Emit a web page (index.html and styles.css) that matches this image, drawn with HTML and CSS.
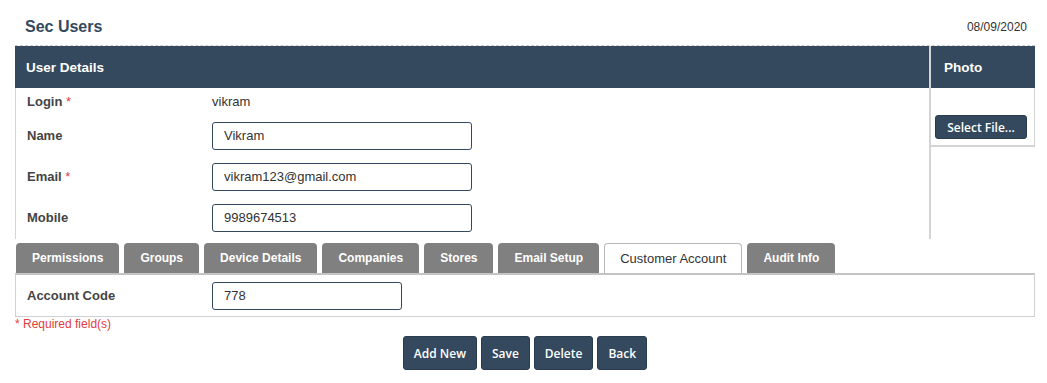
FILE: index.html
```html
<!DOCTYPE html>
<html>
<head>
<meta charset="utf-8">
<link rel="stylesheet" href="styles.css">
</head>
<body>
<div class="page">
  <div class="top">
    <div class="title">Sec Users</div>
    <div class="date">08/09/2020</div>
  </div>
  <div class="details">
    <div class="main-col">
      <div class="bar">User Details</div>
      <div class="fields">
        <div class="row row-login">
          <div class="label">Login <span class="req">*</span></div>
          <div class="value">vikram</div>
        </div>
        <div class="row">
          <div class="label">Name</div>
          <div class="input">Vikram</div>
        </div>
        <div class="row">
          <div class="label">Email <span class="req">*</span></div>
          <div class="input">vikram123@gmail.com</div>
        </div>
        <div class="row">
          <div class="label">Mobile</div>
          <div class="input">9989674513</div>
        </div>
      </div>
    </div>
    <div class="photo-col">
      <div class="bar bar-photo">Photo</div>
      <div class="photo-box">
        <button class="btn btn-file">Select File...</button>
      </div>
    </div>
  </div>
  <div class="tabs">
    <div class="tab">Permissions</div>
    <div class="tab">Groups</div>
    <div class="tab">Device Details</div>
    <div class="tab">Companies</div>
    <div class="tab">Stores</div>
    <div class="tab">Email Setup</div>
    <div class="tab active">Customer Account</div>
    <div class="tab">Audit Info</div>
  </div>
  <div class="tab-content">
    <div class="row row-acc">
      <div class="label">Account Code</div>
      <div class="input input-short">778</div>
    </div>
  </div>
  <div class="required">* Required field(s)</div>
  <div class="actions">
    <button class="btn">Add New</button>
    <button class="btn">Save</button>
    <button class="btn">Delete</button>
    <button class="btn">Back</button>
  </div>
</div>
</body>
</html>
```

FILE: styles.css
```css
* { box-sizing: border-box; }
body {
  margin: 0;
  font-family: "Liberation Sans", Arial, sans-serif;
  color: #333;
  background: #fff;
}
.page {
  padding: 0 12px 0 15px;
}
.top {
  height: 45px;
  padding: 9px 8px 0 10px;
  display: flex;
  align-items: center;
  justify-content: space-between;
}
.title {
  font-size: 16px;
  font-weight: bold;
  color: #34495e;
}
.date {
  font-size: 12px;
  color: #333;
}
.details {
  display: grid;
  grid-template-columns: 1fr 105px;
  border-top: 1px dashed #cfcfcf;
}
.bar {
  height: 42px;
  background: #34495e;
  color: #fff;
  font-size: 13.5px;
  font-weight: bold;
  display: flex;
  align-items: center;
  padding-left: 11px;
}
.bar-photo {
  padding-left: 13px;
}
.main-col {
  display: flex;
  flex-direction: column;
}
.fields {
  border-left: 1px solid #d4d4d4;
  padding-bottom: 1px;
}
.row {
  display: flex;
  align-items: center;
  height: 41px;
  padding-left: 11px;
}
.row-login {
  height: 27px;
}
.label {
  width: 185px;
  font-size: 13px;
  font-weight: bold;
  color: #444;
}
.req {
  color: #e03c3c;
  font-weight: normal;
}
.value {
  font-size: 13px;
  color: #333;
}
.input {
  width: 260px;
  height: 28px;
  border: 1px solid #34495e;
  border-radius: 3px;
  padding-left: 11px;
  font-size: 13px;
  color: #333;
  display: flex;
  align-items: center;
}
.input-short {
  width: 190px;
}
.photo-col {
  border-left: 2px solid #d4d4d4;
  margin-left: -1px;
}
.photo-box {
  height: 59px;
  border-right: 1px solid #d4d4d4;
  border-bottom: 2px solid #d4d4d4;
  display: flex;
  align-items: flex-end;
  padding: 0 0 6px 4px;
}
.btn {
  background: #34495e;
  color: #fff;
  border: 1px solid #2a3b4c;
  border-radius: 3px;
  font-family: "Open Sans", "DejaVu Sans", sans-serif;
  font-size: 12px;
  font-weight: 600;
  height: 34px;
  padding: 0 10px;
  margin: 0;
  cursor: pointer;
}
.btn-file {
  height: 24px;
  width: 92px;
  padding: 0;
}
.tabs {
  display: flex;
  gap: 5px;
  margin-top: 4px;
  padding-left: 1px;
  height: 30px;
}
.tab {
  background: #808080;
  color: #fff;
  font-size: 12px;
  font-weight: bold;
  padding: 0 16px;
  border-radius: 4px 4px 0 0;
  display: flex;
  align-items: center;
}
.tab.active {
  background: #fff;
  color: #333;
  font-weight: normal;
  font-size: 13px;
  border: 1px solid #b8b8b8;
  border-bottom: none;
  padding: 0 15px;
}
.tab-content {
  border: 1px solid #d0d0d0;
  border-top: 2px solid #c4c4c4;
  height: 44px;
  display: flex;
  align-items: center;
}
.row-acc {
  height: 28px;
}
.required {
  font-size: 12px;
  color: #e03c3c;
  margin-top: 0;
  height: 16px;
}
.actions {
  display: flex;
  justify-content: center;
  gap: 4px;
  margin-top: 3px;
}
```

WHAT YOU NEED TO DO: Leave the pictures out and output the rest of the listing exactly.

SOLUTION:
Emit a web page (index.html and styles.css) that matches this image, drawn with HTML and CSS.
FILE: index.html
```html
<!DOCTYPE html>
<html>
<head>
<meta charset="utf-8">
<link rel="stylesheet" href="styles.css">
</head>
<body>
<div class="page">
  <div class="top">
    <div class="title">Sec Users</div>
    <div class="date">08/09/2020</div>
  </div>
  <div class="details">
    <div class="main-col">
      <div class="bar">User Details</div>
      <div class="fields">
        <div class="row row-login">
          <div class="label">Login <span class="req">*</span></div>
          <div class="value">vikram</div>
        </div>
        <div class="row">
          <div class="label">Name</div>
          <div class="input">Vikram</div>
        </div>
        <div class="row">
          <div class="label">Email <span class="req">*</span></div>
          <div class="input">vikram123@gmail.com</div>
        </div>
        <div class="row">
          <div class="label">Mobile</div>
          <div class="input">9989674513</div>
        </div>
      </div>
    </div>
    <div class="photo-col">
      <div class="bar bar-photo">Photo</div>
      <div class="photo-box">
        <button class="btn btn-file">Select File...</button>
      </div>
    </div>
  </div>
  <div class="tabs">
    <div class="tab">Permissions</div>
    <div class="tab">Groups</div>
    <div class="tab">Device Details</div>
    <div class="tab">Companies</div>
    <div class="tab">Stores</div>
    <div class="tab">Email Setup</div>
    <div class="tab active">Customer Account</div>
    <div class="tab">Audit Info</div>
  </div>
  <div class="tab-content">
    <div class="row row-acc">
      <div class="label">Account Code</div>
      <div class="input input-short">778</div>
    </div>
  </div>
  <div class="required">* Required field(s)</div>
  <div class="actions">
    <button class="btn">Add New</button>
    <button class="btn">Save</button>
    <button class="btn">Delete</button>
    <button class="btn">Back</button>
  </div>
</div>
</body>
</html>
```

FILE: styles.css
```css
* { box-sizing: border-box; }
body {
  margin: 0;
  font-family: "Liberation Sans", Arial, sans-serif;
  color: #333;
  background: #fff;
}
.page {
  padding: 0 12px 0 15px;
}
.top {
  height: 45px;
  padding: 9px 8px 0 10px;
  display: flex;
  align-items: center;
  justify-content: space-between;
}
.title {
  font-size: 16px;
  font-weight: bold;
  color: #34495e;
}
.date {
  font-size: 12px;
  color: #333;
}
.details {
  display: grid;
  grid-template-columns: 1fr 105px;
  border-top: 1px dashed #cfcfcf;
}
.bar {
  height: 42px;
  background: #34495e;
  color: #fff;
  font-size: 13.5px;
  font-weight: bold;
  display: flex;
  align-items: center;
  padding-left: 11px;
}
.bar-photo {
  padding-left: 13px;
}
.main-col {
  display: flex;
  flex-direction: column;
}
.fields {
  border-left: 1px solid #d4d4d4;
  padding-bottom: 1px;
}
.row {
  display: flex;
  align-items: center;
  height: 41px;
  padding-left: 11px;
}
.row-login {
  height: 27px;
}
.label {
  width: 185px;
  font-size: 13px;
  font-weight: bold;
  color: #444;
}
.req {
  color: #e03c3c;
  font-weight: normal;
}
.value {
  font-size: 13px;
  color: #333;
}
.input {
  width: 260px;
  height: 28px;
  border: 1px solid #34495e;
  border-radius: 3px;
  padding-left: 11px;
  font-size: 13px;
  color: #333;
  display: flex;
  align-items: center;
}
.input-short {
  width: 190px;
}
.photo-col {
  border-left: 2px solid #d4d4d4;
  margin-left: -1px;
}
.photo-box {
  height: 59px;
  border-right: 1px solid #d4d4d4;
  border-bottom: 2px solid #d4d4d4;
  display: flex;
  align-items: flex-end;
  padding: 0 0 6px 4px;
}
.btn {
  background: #34495e;
  color: #fff;
  border: 1px solid #2a3b4c;
  border-radius: 3px;
  font-family: "Open Sans", "DejaVu Sans", sans-serif;
  font-size: 12px;
  font-weight: 600;
  height: 34px;
  padding: 0 10px;
  margin: 0;
  cursor: pointer;
}
.btn-file {
  height: 24px;
  width: 92px;
  padding: 0;
}
.tabs {
  display: flex;
  gap: 5px;
  margin-top: 4px;
  padding-left: 1px;
  height: 30px;
}
.tab {
  background: #808080;
  color: #fff;
  font-size: 12px;
  font-weight: bold;
  padding: 0 16px;
  border-radius: 4px 4px 0 0;
  display: flex;
  align-items: center;
}
.tab.active {
  background: #fff;
  color: #333;
  font-weight: normal;
  font-size: 13px;
  border: 1px solid #b8b8b8;
  border-bottom: none;
  padding: 0 15px;
}
.tab-content {
  border: 1px solid #d0d0d0;
  border-top: 2px solid #c4c4c4;
  height: 44px;
  display: flex;
  align-items: center;
}
.row-acc {
  height: 28px;
}
.required {
  font-size: 12px;
  color: #e03c3c;
  margin-top: 0;
  height: 16px;
}
.actions {
  display: flex;
  justify-content: center;
  gap: 4px;
  margin-top: 3px;
}
```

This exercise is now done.